This version of the Bennet family—and Mr. Darcy—is one that you have and haven’t met before: Liz is a magazine writer in her late thirties who, like her yoga instructor older sister, Jane, lives in New York City. When their father has a health scare, they return to their childhood home in Cincinnati to help—and discover that the sprawling Tudor they grew up in is crumbling and the family is in disarray.
Youngest sisters Kitty and Lydia are too busy with their CrossFit workouts and Paleo diets to get jobs. Mary, the middle sister, is earning her third online master’s degree and barely leaves her room, except for those mysterious Tuesday-night outings she won’t discuss. And Mrs. Bennet has one thing on her mind: how to marry off her daughters, especially as Jane’s fortieth birthday fast approaches.
Enter Chip Bingley, a handsome new-in-town doctor who recently appeared on the juggernaut reality TV dating show Eligible. At a Fourth of July barbecue, Chip takes an immediate interest in Jane, but Chip’s friend neurosurgeon Fitzwilliam Darcy reveals himself to Liz to be much less charming. . . .
And yet, first impressions can be deceiving.
I love Pride & Prejudice retellings. Mainly because I love Pride & Prejudice (even though the only way I was able to finally read it was by listening to the audiobook). I was so happy to choose Eligible as the book for my book club because I’ve been meaning to read it since it came out and this finally gave me an excuse to finally read it and I’m so glad I did. I absolutely loved it.
At first I was worried I wouldn’t be able to relate to it because Liz is 38 and Jane is almost 40, much older than the original characters, but their age didn’t matter because they were super relatable. I loved their sister bond just as I do in every version of this story but I also loved the other characters. Curtis Sittenfeld did an amazing job of still making these characters feel like the originals but not so much that I just felt like I was reading P&P in the present day.

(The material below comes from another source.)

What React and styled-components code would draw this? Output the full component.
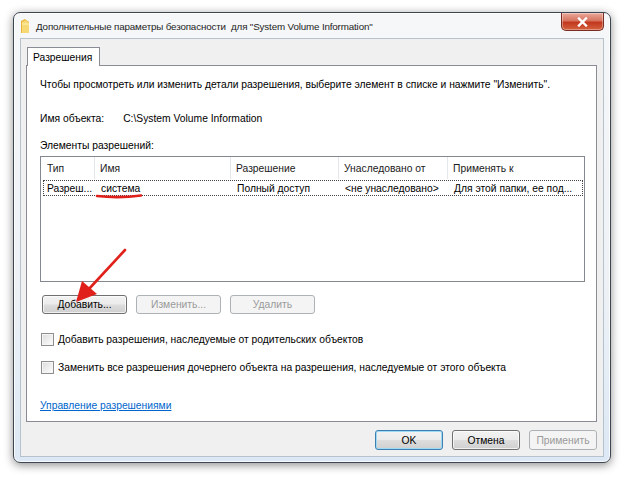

There were still changes to the story and even a character name change that surprised me a little. I also actually liked how Lydia’s story played out in this version. I never like Lydia, in the original and in most retellings I’ve read/seen, but I will say that this is my favorite version of Lydia thus far. I also really liked what Sittenfeld did with Mary’s character, who definitely gets the short stick in the original novel and also in most retellings.
My biggest issue with this novel was Darcy’s little sister Georgie. I love Georgie and I wanted more for her in this book. I found the way Sittenfeld handled her story line a bit strange and unnecessary and also unresolved. I wish we saw more of her in the novel.
Other than that though I thought Sittenfeld handled this retelling very well. Even the voice of the third person narration reminded me of the original P&P. I heard it in a British accent even though most of this novel takes place in Cincinnati. It just seemed so proper, especially with the use of so many words I needed to look up to understand.
The plot was great, the characters were distinctive, and while you still get the story you expect from P&P, the changes also made this book feel like it’s own story, not just a retelling, which I loved. Definitely give this one a read, especially if you’re a fan of P&P.
“There’s a belief that to take care of someone else, or let someone else take care of you—that both are inherently unfeminist. I don’t agree. There’s no shame in devoting yourself to another person, as long as he devotes himself to you in return.”